Es comprensible que la gente esté crispada por la grave situación que atraviesa el país por la pandemia del coronavirus. Incluso muchos hacen gala de su indignación por tanta carencias y protestan en centros médicos, mercados y calles. Sin embargo, no se puede entender a personas desbordadas por el pánico en La Victoria que arrojan agua con lejía a niños que duermen esperando un traslado humanitario al interior del país. Tampoco a propietarios de departamentos que desalojan a médicos y enfermeras en Puno, por temor a contagiarse de Covid-19. Y eso que no mencionamos la discriminación que se ve diariamente contra los enfermos. Lo peor es que éstos son temerariamente confundidos con un asunto del que más bien son víctimas.

No es posible que cuando el país pide la unión de la responsabilidad y la generosidad de los peruanos haya actitudes tan injustas hacia el prójimo como las descritas.
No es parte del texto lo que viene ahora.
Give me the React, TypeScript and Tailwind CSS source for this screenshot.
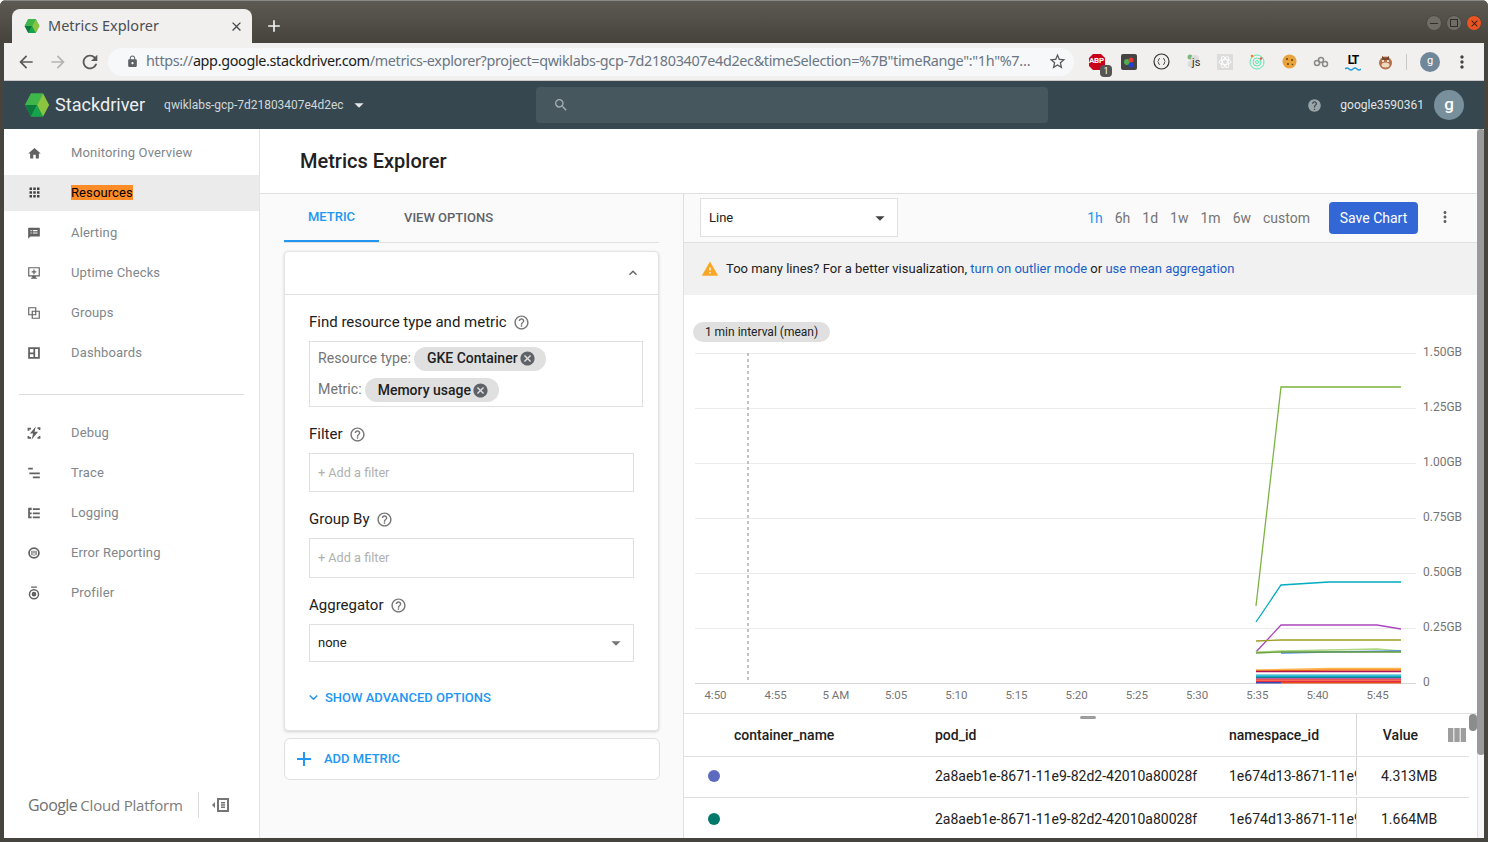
import React from "react";
import { MdHome, MdApps, MdArrowDropDown, MdHelp, MdHelpOutline, MdSearch, MdCancel, MdExpandLess, MdExpandMore, MdAdd, MdMoreVert, MdWarning, MdViewColumn, MdArrowBack, MdArrowForward, MdRefresh, MdLock, MdStarBorder, MdClose } from "react-icons/md";

const Cube = ({ s }: { s: number }) => (
  <svg width={s} height={s} viewBox="0 0 26 26">
    <polygon points="7,1.5 19,1.5 25,13 19,24.5 7,24.5 1,13" fill="#34a853" />
    <polygon points="13,13 19,1.5 25,13 19,24.5" fill="#8bc53f" />
    <polygon points="1,13 7,1.5 19,1.5 13,13" fill="#3fb54a" />
    <polygon points="1,13 13,13 7,24.5" fill="#0b7a3e" />
    <polygon points="7,24.5 13,13 19,24.5" fill="#16a34a" />
  </svg>
);

const G = ({ d }: { d: string }) => (
  <svg width="14" height="14" viewBox="0 0 24 24" fill="#616161" fillRule="evenodd"><path d={d} /></svg>
);

const navTop: [string, React.ReactNode][] = [
  ["Monitoring Overview", <MdHome size={15} color="#616161" />],
  ["Resources", <MdApps size={15} color="#424242" />],
  ["Alerting", <G d="M3 3h18a1 1 0 0 1 1 1v13a1 1 0 0 1-1 1H6l-4 4V4a1 1 0 0 1 1-1zM6 7v2h2V7zM10 7v2h8V7zM6 11v2h2v-2zM10 11v2h8v-2z" />],
  ["Uptime Checks", <G d="M2 2h20v16h-7v2h2v2H7v-2h2v-2H2zM4 4v12h16V4zM11 6h2v3h3v2h-3v3h-2v-3H8V9h3z" />],
  ["Groups", <G d="M2 2h14v6h6v14H8v-6H2zM4 4v10h4V8h6V4zM10 10v4h4v-4zM16 10v6h-6v4h10V10z" />],
  ["Dashboards", <G d="M2 2h20v20H2zM5 5v6h6V5zM5 14v5h6v-5zM14 5v14h5V5z" />],
];
const navBottom: [string, React.ReactNode][] = [
  ["Debug", <G d="M15 1 5 13h5.500L8 23l11-13h-6zM1 3h6v3H4v2H1zM18 2h5v5h-3V5h-2zM1 17h3v2h3v3H1zM20 17h3v5h-5v-3h2z" />],
  ["Trace", <G d="M2 3h8v3H2zM4 11h18v3H4zM10 18h12v3H10z" />],
  ["Logging", <G d="M2 3h6v4H5v4h3v3H5v4h3v3H2zM10 4h12v3H10zM10 11h12v3H10zM10 18h12v3H10z" />],
  ["Error Reporting", <G d="M12 2a10 10 0 1 1 0 20 10 10 0 0 1 0-20zm0 3a7 7 0 1 0 0 14 7 7 0 0 0 0-14zM11 8h2v5h-2zM11 14.500h2v2h-2zM7.500 8h2v8h-2zM14.500 8h2v8h-2z" />],
  ["Profiler", <G d="M7 1h10v2H7zM12 5a9 9 0 1 1 0 18 9 9 0 0 1 0-18zm0 2.500a6.500 6.500 0 1 0 0 13 6.500 6.500 0 0 0 0-13zM12 10a4 4 0 1 1 0 8 4 4 0 0 1 0-8z" />],
];

const NavItem = ({ label, icon }: { label: string; icon: React.ReactNode }) => {
  const active = label === "Resources";
  return (
    <div className={active ? "h-9 my-0.5 pb-[2px] flex items-center bg-[#ebebeb]" : "h-10 flex items-center"}>
      <div className="w-[67px] pl-[23px] flex shrink-0">{icon}</div>
      {active ? (
        <span className="bg-[#ff8c27] text-black leading-[15px] text-[13px] tracking-[0.1px]">{label}</span>
      ) : (
        <span className="text-[#80868b] text-[13px] tracking-[0.15px]">{label}</span>
      )}
    </div>
  );
};

const Help = () => <MdHelpOutline size={17} color="#757575" className="ml-[6px]" />;

const Chip = ({ label }: { label: string }) => (
  <span className="h-6 rounded-full bg-[#e0e0e0] pl-[13px] pr-[10px] flex items-center text-[14px] text-[#212121] ml-[3px] [font-weight:500]">
    {label}
    <MdCancel size={17} color="#5f6368" className="ml-[1px]" />
  </span>
);

const FieldBox = ({ text, h }: { text: string; h: string }) => (
  <div className={`w-[325px] ${h} bg-white border border-[#e0e0e0] flex items-center pl-2 text-[12.700px] text-[#b0b0b0]`}>{text}</div>
);

const Ext = ({ children }: { children: React.ReactNode }) => (
  <div className="w-8 h-5 flex items-center justify-center relative">{children}</div>
);

const yLabels = ["1.50GB", "1.25GB", "1.00GB", "0.75GB", "0.50GB", "0.25GB", "0"];
const xLabels = ["4:50", "4:55", "5 AM", "5:05", "5:10", "5:15", "5:20", "5:25", "5:30", "5:35", "5:40", "5:45"];
const stack = ["#26a69a", "#29b6f6", "#00acc1", "#00897b", "#5c6bc0", "#ec407a", "#e53935", "#ff7043", "#d81b60", "#f4511e"];

const Chart = () => (
  <svg width="793" height="371" viewBox="684 342 793 371" className="block">
    {[353, 408, 463, 518, 573, 628].map((y) => (
      <line key={y} x1="695" x2="1416" y1={y + 0.5} y2={y + 0.5} stroke="#ececec" />
    ))}
    <line x1="695" x2="1416" y1="683.5" y2="683.5" stroke="#d6d6d6" />
    <line x1="748" x2="748" y1="353" y2="683" stroke="#b0b0b0" strokeWidth="1.500" strokeDasharray="3 3" />
    {yLabels.map((t, i) => (
      <text key={t} x="1423" y={356 + i * 55} fontSize="12" fill="#757575" fontFamily="Roboto">{t}</text>
    ))}
    {xLabels.map((t, i) => (
      <text key={t} x={715.5 + i * 60.2} y="699" fontSize="11.500" fill="#757575" fontFamily="Roboto" textAnchor="middle">{t}</text>
    ))}
    <g fill="none" strokeWidth="1.300">
      <polyline points="1256,606 1281,387 1401,387" stroke="#7cb342" />
      <polyline points="1256,622 1281,585 1329,582 1401,582" stroke="#00acc1" />
      <polyline points="1256,652 1281,625 1377,625 1401,629" stroke="#ab47bc" />
      <polyline points="1256,641 1281,640 1401,640" stroke="#9e9d24" />
      <polyline points="1256,652 1281,651 1377,649 1401,651" stroke="#aed581" />
      <polyline points="1281,653 1329,652 1401,651" stroke="#4285f4" />
      <polyline points="1256,653 1281,652 1329,652 1401,652" stroke="#689f38" />
      <polyline points="1256,670 1329,668.500 1401,668.500" stroke="#ffb74d" />
      <polyline points="1256,671 1329,670 1401,670" stroke="#f57c00" />
      <polyline points="1256,671.500 1401,671.500" stroke="#ad1457" />
    </g>
    {stack.map((c, i) => (
      <rect key={c} x="1256" y={674.5 + i * 0.8} width="145" height="1.100" fill={c} />
    ))}
    <rect x="1256" y="682" width="25" height="1.500" fill="#3949ab" />
    <rect x="1281" y="682" width="120" height="1.500" fill="#e64a19" />
  </svg>
);

const rows: [string, string, string][] = [
  ["#5c6bc0", "4.313MB", "h-[41px] pb-[2px]"],
  ["#00796b", "1.664MB", "h-[43px]"],
];

export default function App() {
  return (
    <div className="w-[1488px] h-[842px] overflow-hidden flex flex-col bg-[#46443e] [font-family:Roboto,sans-serif] rounded-t-md">
      {/* title bar */}
      <div className="h-[43px] shrink-0 flex items-end bg-gradient-to-b from-[#5c5a52] to-[#45433c] border-t border-[#8a8a86] pl-3 pr-[6px] relative">
        <div className="w-[240px] h-[34px] bg-[#f1f0ef] rounded-t-lg flex items-center pl-3 pr-2">
          <Cube s={16} />
          <span className="ml-2 text-[14.500px] text-[#4a4f55] [font-family:'Noto_Sans',sans-serif] flex-1">Metrics Explorer</span>
          <MdClose size={15} color="#45474a" />
        </div>
        <MdAdd size={20} color="#f2f2f2" className="ml-3 mb-[7px]" />
        <div className="flex-1" />
        <div className="flex items-center gap-[4px] mb-[12px]">
          <span className="w-4 h-4 rounded-full bg-[#6f6d66] border border-[#4a4842] flex items-center justify-center"><span className="w-2 h-px bg-[#2f2e2a]" /></span>
          <span className="w-4 h-4 rounded-full bg-[#6f6d66] border border-[#4a4842] flex items-center justify-center"><span className="w-2 h-2 border border-[#2f2e2a]" /></span>
          <span className="w-4 h-4 rounded-full bg-[#e95420] border border-[#4a4842] flex items-center justify-center"><MdClose size={11} color="#3b2417" /></span>
        </div>
      </div>

      <div className="flex-1 mx-1 mb-1 flex flex-col min-h-0 bg-white overflow-hidden">
        {/* browser toolbar */}
        <div className="h-[38px] shrink-0 bg-[#f1f0ef] border-b border-[#c9c9c9] flex items-center">
          <MdArrowBack size={20} color="#5a5a5a" className="ml-3" />
          <MdArrowForward size={20} color="#b4b4b4" className="ml-3" />
          <MdRefresh size={22} color="#5a5a5a" className="ml-[11px]" />
          <div className="ml-[7px] w-[966px] h-7 rounded-full bg-[#f7f8fa] flex items-center pl-[18px] text-[14.400px] [font-family:'Noto_Sans',sans-serif] overflow-hidden whitespace-nowrap">
            <MdLock size={13} color="#5f6368" className="shrink-0" />
            <span className="ml-[7px] mb-[2px] w-[888px] overflow-hidden text-[#6b7683] tracking-[-0.340px]">
              https://<span className="text-[#1c1c1c]">app.google.stackdriver.com</span>/metrics-explorer?project=qwiklabs-gcp-7d21803407e4d2ec&amp;timeSelection=%7B"timeRange":"1h"%7…
            </span>
            <MdStarBorder size={19} color="#5a5a5a" className="ml-[14px] shrink-0" />
          </div>
          <div className="flex items-center ml-[7px]">
            <Ext>
              <svg width="18" height="18" viewBox="0 0 18 18"><polygon points="5,1 13,1 17,5 17,13 13,17 5,17 1,13 1,5" fill="#c8001a" /></svg>
              <span className="absolute top-[4px] left-[8px] text-[8px] leading-[10px] font-bold text-white tracking-[-0.300px]">ABP</span>
              <span className="absolute -bottom-[5px] right-[1px] w-3 h-3 rounded-sm bg-[#555] text-white text-[9px] leading-3 text-center">1</span>
            </Ext>
            <Ext>
              <svg width="16" height="16" viewBox="0 0 16 16"><rect width="16" height="16" rx="2" fill="#444" /><circle cx="6" cy="8" r="3" fill="#4caf50" /><circle cx="10" cy="6" r="2.500" fill="#e53935" /><circle cx="10" cy="11" r="2.500" fill="#1e40d8" /></svg>
            </Ext>
            <Ext>
              <svg width="17" height="17" viewBox="0 0 17 17" fill="none" stroke="#333"><circle cx="8.500" cy="8.500" r="7.500" strokeWidth="1.200" /><path d="M7 5.500q-1.500 0-1.500 1.500v.8l-.8.7.8.7v.8q0 1.500 1.500 1.500M10 5.500q1.500 0 1.500 1.500v.8l.8.7-.8.7v.8q0 1.500-1.500 1.500" strokeWidth=".8" /></svg>
            </Ext>
            <Ext>
              <svg width="12" height="15" viewBox="0 0 12 15"><circle cx="3" cy="3" r="2.500" fill="#7cb97c" /><circle cx="8" cy="5" r="4" fill="#ddd" /><circle cx="4" cy="10" r="3.500" fill="#ddd" /></svg>
              <span className="absolute left-[15px] top-[3px] text-[11px] leading-4 text-[#333]">js</span>
            </Ext>
            <Ext>
              <svg width="16" height="16" viewBox="0 0 16 16" fill="none"><rect width="16" height="16" fill="#dcdcdc" /><g stroke="#fff" strokeWidth=".9"><ellipse cx="8" cy="8" rx="6" ry="2.500" /><ellipse cx="8" cy="8" rx="6" ry="2.500" transform="rotate(60 8 8)" /><ellipse cx="8" cy="8" rx="6" ry="2.500" transform="rotate(120 8 8)" /></g></svg>
            </Ext>
            <Ext>
              <svg width="16" height="16" viewBox="0 0 16 16" fill="none" stroke="#5fe6b0" strokeWidth="1"><circle cx="8" cy="8" r="7" /><circle cx="8" cy="8" r="4" /><circle cx="8" cy="8" r="1.500" /><circle cx="3" cy="2" r="1.300" fill="#f58020" stroke="none" /><circle cx="12" cy="4.500" r="1.300" fill="#ef5350" stroke="none" /></svg>
            </Ext>
            <Ext>
              <svg width="15" height="15" viewBox="0 0 15 15"><circle cx="7.500" cy="7.500" r="7" fill="#e8a33d" /><g fill="#6b3f12"><circle cx="5" cy="5" r="1" /><circle cx="10" cy="6" r="1" /><circle cx="6" cy="10" r="1" /><circle cx="10.500" cy="10.500" r=".8" /></g></svg>
            </Ext>
            <Ext>
              <svg width="16" height="12" viewBox="0 0 16 12" fill="none" stroke="#8a8a8a" strokeWidth="1.500"><circle cx="4" cy="7" r="2.500" /><circle cx="8" cy="4" r="2.500" /><circle cx="12" cy="8" r="2.500" /></svg>
            </Ext>
            <Ext>
              <span className="text-[12px] leading-3 font-bold text-black -mt-1 tracking-[-1px]">LT</span>
              <svg width="16" height="4" viewBox="0 0 16 4" className="absolute bottom-[1px] left-2" fill="none" stroke="#1d9bd8" strokeWidth="1.300"><path d="M0 2q2-2 4 0t4 0 4 0 4 0" /></svg>
            </Ext>
            <Ext>
              <svg width="15" height="16" viewBox="0 0 15 16"><circle cx="7.500" cy="9" r="6.500" fill="#b5714a" /><path d="M4 2l3.500 2L11 2v4H4z" fill="#7a4a2c" /><ellipse cx="7.500" cy="11" rx="4" ry="2.500" fill="#f0d9c0" /><circle cx="5" cy="7" r="1" fill="#fff" /><circle cx="10" cy="7" r="1" fill="#fff" /></svg>
            </Ext>
          </div>
          <div className="w-px h-4 bg-[#c8c8c8] ml-[5px]" />
          <span className="w-5 h-5 rounded-full bg-[#70879a] ml-[13px] text-white text-[11px] flex items-center justify-center">g</span>
          <MdMoreVert size={20} color="#444" className="ml-[12px]" />
        </div>

        {/* app header */}
        <div className="h-12 shrink-0 bg-[#37474f] flex items-center text-white relative">
          <div className="ml-5 flex items-center"><Cube s={26} /></div>
          <span className="ml-[5px] text-[18.100px] text-[#eceff1]">Stackdriver</span>
          <span className="ml-[19px] pt-[2px] text-[11.950px] text-[#cfd8dc]">qwiklabs-gcp-7d21803407e4d2ec</span>
          <MdArrowDropDown size={22} color="#e4e8ea" className="ml-[4px]" />
          <div className="ml-[166px] w-[512px] h-9 rounded-sm bg-[#47575e] flex items-center pl-[17px]">
            <MdSearch size={16} color="#a6b0b5" />
          </div>
          <div className="flex-1" />
          <MdHelp size={15} color="#9aa5aa" />
          <span className="ml-[18px] text-[12px] text-[#dfe4e6]">google3590361</span>
          <span className="ml-[10px] mr-5 w-[30px] h-[30px] rounded-full bg-[#78909c] text-white text-[17px] font-medium flex items-center justify-center">g</span>
        </div>

        <div className="flex-1 flex min-h-0">
          {/* sidebar */}
          <aside className="w-[256px] shrink-0 border-r border-[#e4e4e4] flex flex-col pt-1">
            {navTop.map(([l, i]) => <NavItem key={l} label={l} icon={i} />)}
            <div className="mx-[15px] mt-[21px] mb-[18px] border-t border-[#dcdcdc]" />
            {navBottom.map(([l, i]) => <NavItem key={l} label={l} icon={i} />)}
            <div className="flex-1" />
            <div className="h-[26px] mb-5 ml-6 flex items-center text-[#6f6f6f]">
              <span className="text-[16px] tracking-[-0.550px] [font-family:'Open_Sans',sans-serif]">Google</span>
              <span className="ml-[3px] text-[15px] [font-family:'Open_Sans',sans-serif] tracking-[-0.200px] text-[#7b7b7b]">Cloud Platform</span>
              <span className="w-px h-[26px] bg-[#dcdcdc] ml-[15px]" />
              <svg width="18" height="16" viewBox="0 0 18 16" className="ml-[13px]" fill="#757575" fillRule="evenodd"><path d="M0 8l3-3v6zM5 1h12v14H5zM7 3v10h8V3zM9 5h4v1.500H9zM9 7.300h4v1.500H9zM9 9.600h4v1.500H9z" /></svg>
            </div>
          </aside>

          <div className="flex-1 flex flex-col min-w-0 relative">
            <div className="flex-1 flex flex-col min-h-0 mr-[7px]">
              <div className="h-[65px] shrink-0 flex items-center pl-10 border-b border-[#e0e0e0] shadow-[0_1px_0_#f2f2f2]">
                <h1 className="text-[20px] font-medium text-[#212121]">Metrics Explorer</h1>
              </div>
              <div className="flex-1 flex min-h-0">
                {/* metric column */}
                <div className="w-[424px] shrink-0 bg-[#fafafa] border-r border-[#e0e0e0] pl-6 flex flex-col">
                  <div className="w-[375px] h-[49px] shrink-0 border-b border-[#e0e0e0] flex text-[13px] font-medium">
                    <div className="w-[95px] h-[48px] border-b-2 border-[#2196f3] text-[#2196f3] flex items-center justify-center">METRIC</div>
                    <div className="ml-[25px] h-[48px] text-[#5f6368] flex items-center">VIEW OPTIONS</div>
                  </div>
                  <div className="w-[375px] h-[480px] mt-2 shrink-0 bg-white rounded-sm border border-[#e3e3e3] shadow-[0_1px_3px_rgba(0,0,0,0.16)] flex flex-col">
                    <div className="h-[43px] shrink-0 border-b border-[#e0e0e0] flex items-center justify-end pr-[17px]">
                      <MdExpandLess size={16} color="#5f6368" />
                    </div>
                    <div className="pl-6 pt-[17px] flex-1 flex flex-col text-[15px] text-[#212121]">
                      <div className="flex items-center h-5">Find resource type and metric<Help /></div>
                      <div className="w-[334px] h-[66px] mt-[9px] -mr-2 border border-[#e0e0e0] pl-[3px] flex flex-col text-[14.200px] text-[#757575]">
                        <div className="h-[32px] flex items-center pl-[5px] pt-[1px]">Resource type:<Chip label="GKE Container" /></div>
                        <div className="h-[32px] flex items-center pl-[5px]">Metric:<Chip label="Memory usage" /></div>
                      </div>
                      <div className="flex items-center h-5 mt-[17px]">Filter<Help /></div>
                      <div className="mt-[9px]"><FieldBox text="+ Add a filter" h="h-[39px]" /></div>
                      <div className="flex items-center h-5 mt-[17px]">Group By<Help /></div>
                      <div className="mt-[9px]"><FieldBox text="+ Add a filter" h="h-[40px]" /></div>
                      <div className="flex items-center h-5 mt-[17px]">Aggregator<Help /></div>
                      <div className="mt-[9px] w-[325px] h-[38px] border border-[#e0e0e0] flex items-center justify-between pl-2 pr-[6px] text-[13px] text-[#212121]">
                        none<MdArrowDropDown size={22} color="#757575" />
                      </div>
                      <div className="mt-[26px] -ml-[4px] flex items-center text-[13px] font-medium text-[#2196f3]">
                        <MdExpandMore size={17} color="#2196f3" /><span className="ml-[3px]">SHOW ADVANCED OPTIONS</span>
                      </div>
                    </div>
                  </div>
                  <div className="w-[376px] h-[42px] mt-[7px] shrink-0 bg-white rounded-md border border-[#e0e0e0] flex items-center pl-[7px] text-[13px] font-medium text-[#2196f3]">
                    <MdAdd size={24} color="#2196f3" /><span className="ml-[8px]">ADD METRIC</span>
                  </div>
                </div>

                {/* chart column */}
                <div className="flex-1 flex flex-col min-w-0 min-h-0">
                  <div className="h-[49px] shrink-0 bg-[#fafafa] border-b border-[#e0e0e0] flex items-center pl-4">
                    <div className="w-[198px] h-[39px] mb-px bg-white border border-[#e0e0e0] flex items-center justify-between pl-2 pr-[6px] text-[13px] text-[#212121]">
                      Line<MdArrowDropDown size={22} color="#424242" />
                    </div>
                    <div className="flex-1" />
                    <div className="flex items-center gap-[12px] text-[14px] text-[#757575]">
                      <span className="text-[#2196f3]">1h</span><span>6h</span><span>1d</span><span>1w</span><span>1m</span><span>6w</span><span>custom</span>
                    </div>
                    <button className="ml-[19px] w-[89px] h-8 rounded-sm bg-[#3367d6] text-white text-[14px]">Save Chart</button>
                    <MdMoreVert size={18} color="#616161" className="ml-[18px] mr-[23px] mb-[2px]" />
                  </div>
                  <div className="h-[52px] shrink-0 bg-[#f1f1f1] flex items-center pl-[17px] text-[13px] text-[#212121]">
                    <MdWarning size={18} color="#f9a825" />
                    <span className="ml-[7px]">Too many lines? For a better visualization, <span className="text-[#1a5fc8]">turn on outlier mode</span> or <span className="text-[#1a5fc8]">use mean aggregation</span></span>
                  </div>
                  <div className="h-[418px] shrink-0 pt-[27px] pl-[9px]">
                    <div className="w-[137px] h-5 rounded-full bg-[#e0e0e0] text-[12px] text-[#212121] flex items-center justify-center">1 min interval (mean)</div>
                    <div className="-ml-[9px]"><Chart /></div>
                  </div>
                  {/* table */}
                  <div className="flex-1 min-h-0 border-t border-[#e0e0e0] relative text-[14px] overflow-hidden">
                    <div className="absolute top-[2px] left-[396px] w-4 h-[3px] rounded-full bg-[#9e9e9e]" />
                    <div className="flex h-[43px] border-b border-[#e0e0e0] mr-2 font-medium text-[#212121]">
                      <div className="w-[50px]" />
                      <div className="w-[201px] flex items-center">container_name</div>
                      <div className="w-[294px] flex items-center">pod_id</div>
                      <div className="w-[127px] flex items-center">namespace_id</div>
                      <div className="flex-1 border-l border-[#d6d6d6] flex items-center pl-[26px]">Value
                        <MdViewColumn size={24} color="#9e9e9e" className="ml-[27px]" />
                      </div>
                    </div>
                    {rows.map(([c, v, h]) => (
                      <div key={v} className={`flex ${h} border-b border-[#e0e0e0] mr-2 text-[#212121]`}>
                        <div className="w-[50px] flex items-center pl-6"><span className="w-3 h-3 rounded-full" style={{ background: c }} /></div>
                        <div className="w-[201px]" />
                        <div className="w-[294px] flex items-center">2a8aeb1e-8671-11e9-82d2-42010a80028f</div>
                        <div className="w-[127px] flex items-center overflow-hidden whitespace-nowrap">1e674d13-8671-11e9</div>
                        <div className="flex-1 border-l border-[#d6d6d6] flex items-center pl-6">{v}</div>
                      </div>
                    ))}
                    <div className="absolute right-0 top-0 w-2 h-[17px] bg-[#8c8c8c] rounded-md" />
                  </div>
                </div>
              </div>
            </div>
            {/* page scrollbar */}
            <div className="absolute right-0 top-0 bottom-0 w-[7px] bg-[#f7f7f7] border-l border-[#e0e0e0]">
              <div className="h-[626px] -ml-px w-[8px] bg-[#9a9a9a] rounded-t-sm rounded-b-sm" />
            </div>
          </div>
        </div>
      </div>
    </div>
  );
}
Las actitudes individualistas nos alejan del sentido del bien común. Están en el lado opuesto de la palabra solidaridad. Es evidente que han desaparecido buena parte de las buenas costumbres, la tolerancia y la convivencia. Hay mucho enojo y se propaga, aumentando la desconfianza por el otro, pero eso no puede transformarnos en seres insensibles y con pocos atributos colectivos.